The Concept_Dimension table has vocabulary terms that map to the original codes used to specify observations made on the patient. The observation_fact table contains the original codes from the source systems with a three character prefix to avoid collisions of codes from various systems. Various standard concepts preloaded into i2b2 example terminologies include International Classification of Diseases (ICD), National Drug Code (NDC), and Logical Observation Identifiers Names and Codes (LOINC). These example terminologies were chosen due to their frequency of use in many source systems and practical accessibility. However, the i2b2 terminology systems do not recognize a difference between standard and local terminologies. Terms may be grouped into hierarchies. The hierarchical representation used in the concept table is similar to that of a hierarchical file system. The parent term is positioned in the “folder” position of the path, and the child term in the “file” position. For example, in the concept_dimension table (), the parent “anti-infectives” can have the three children “penicillin”, “ampicillin”, and “Bactrim”. The children map to the NDC codes used in the fact table, but the path shows they are types of anti-infectives, and most importantly, the path allows group queries to be performed using Structured Query Language (SQL) in the data repository.
Layout of concept data representations in the concept dimension
The organization of concept strings described above allows the choice of hierarchies to dictate groups of concepts used in a query. This allows a simple SQL statement to be created that is easily optimized (and therefore very fast) in relational database systems. The paths allow us to use the general concept of anti-infectives in a query. The query below shows the use of the concept_path column to give all the codes for penicillin, ampicillin, and Bactrim. Therefore, if we wanted to get all patients seen on anti-infectives, we would run the following query:
- Select distinct(patient_num)
- From observation_fact
- Where concept_cd in
- (select concept_cd
- from concept_dimension
- where concept_path like
The path of the concept is used to find and use all concept_cds that fall into the anti-infectives group. If we only wanted to find patients specifically on Bactrim, we would use the same query with the following concept_path:‘Med-V2\anti-infectives\Bactrim\%’
These patterns in SQL queries make it easy to implement automated query builders. Similar functionality using linked lists would require a much more complex implementation. These same patterns are used to create queries from the observer_dimension table. Rows in this table usually represent a clinician, but occasionally may point to a mechanical device, such as a continuous blood pressure monitor.

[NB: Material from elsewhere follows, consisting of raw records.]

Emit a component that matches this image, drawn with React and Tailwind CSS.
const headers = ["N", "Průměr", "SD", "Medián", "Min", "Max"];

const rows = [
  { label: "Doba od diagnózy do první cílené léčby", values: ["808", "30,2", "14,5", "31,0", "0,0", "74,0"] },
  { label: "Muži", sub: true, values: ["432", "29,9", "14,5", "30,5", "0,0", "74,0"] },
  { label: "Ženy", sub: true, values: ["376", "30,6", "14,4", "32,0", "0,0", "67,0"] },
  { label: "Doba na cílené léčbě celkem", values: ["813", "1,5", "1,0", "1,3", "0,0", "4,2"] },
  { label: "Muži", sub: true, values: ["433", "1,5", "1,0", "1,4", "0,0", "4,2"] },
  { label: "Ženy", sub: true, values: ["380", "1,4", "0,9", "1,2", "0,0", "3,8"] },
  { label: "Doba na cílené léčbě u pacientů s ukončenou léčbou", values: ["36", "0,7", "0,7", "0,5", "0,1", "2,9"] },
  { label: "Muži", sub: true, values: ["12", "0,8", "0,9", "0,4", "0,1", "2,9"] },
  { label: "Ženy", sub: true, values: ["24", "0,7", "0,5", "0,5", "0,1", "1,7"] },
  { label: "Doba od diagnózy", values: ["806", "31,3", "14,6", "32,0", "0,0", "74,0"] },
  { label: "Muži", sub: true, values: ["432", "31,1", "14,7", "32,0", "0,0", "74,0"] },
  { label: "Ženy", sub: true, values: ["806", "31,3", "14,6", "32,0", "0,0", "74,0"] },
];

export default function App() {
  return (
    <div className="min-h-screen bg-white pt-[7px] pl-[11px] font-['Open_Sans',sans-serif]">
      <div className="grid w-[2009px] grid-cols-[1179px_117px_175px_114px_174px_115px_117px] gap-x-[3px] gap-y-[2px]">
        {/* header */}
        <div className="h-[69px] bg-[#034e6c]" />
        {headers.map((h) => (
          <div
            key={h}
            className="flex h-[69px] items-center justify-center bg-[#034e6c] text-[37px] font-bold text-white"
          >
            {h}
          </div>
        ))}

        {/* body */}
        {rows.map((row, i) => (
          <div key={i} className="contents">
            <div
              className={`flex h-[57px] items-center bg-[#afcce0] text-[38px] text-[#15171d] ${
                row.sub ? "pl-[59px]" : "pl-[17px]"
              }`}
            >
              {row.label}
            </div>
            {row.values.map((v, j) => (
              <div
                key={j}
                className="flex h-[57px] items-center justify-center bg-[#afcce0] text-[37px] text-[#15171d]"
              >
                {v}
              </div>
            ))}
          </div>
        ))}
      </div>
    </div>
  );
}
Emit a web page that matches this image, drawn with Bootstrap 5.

The database design described both allows new blocks of data to be added without disturbing the integrity of the old data, as well as allowing blocks of data to be copied out of a larger original database to a smaller one. The data about a set of patients can be copied from the i2b2 enterprise database and placed into an i2b2 project database with the same data format and with the same data descriptors while preserving powerful methods for querying the data.
The representations of the coding terminologies from two different systems can be combined, or kept separate depending on the degree of integration (and thus usability) that is required by the site. i2b2 does not provide an automated method to perform this function. If terminology systems are kept apart, the user will need to go to each terminology to perhaps choose very similar concepts to use within a query.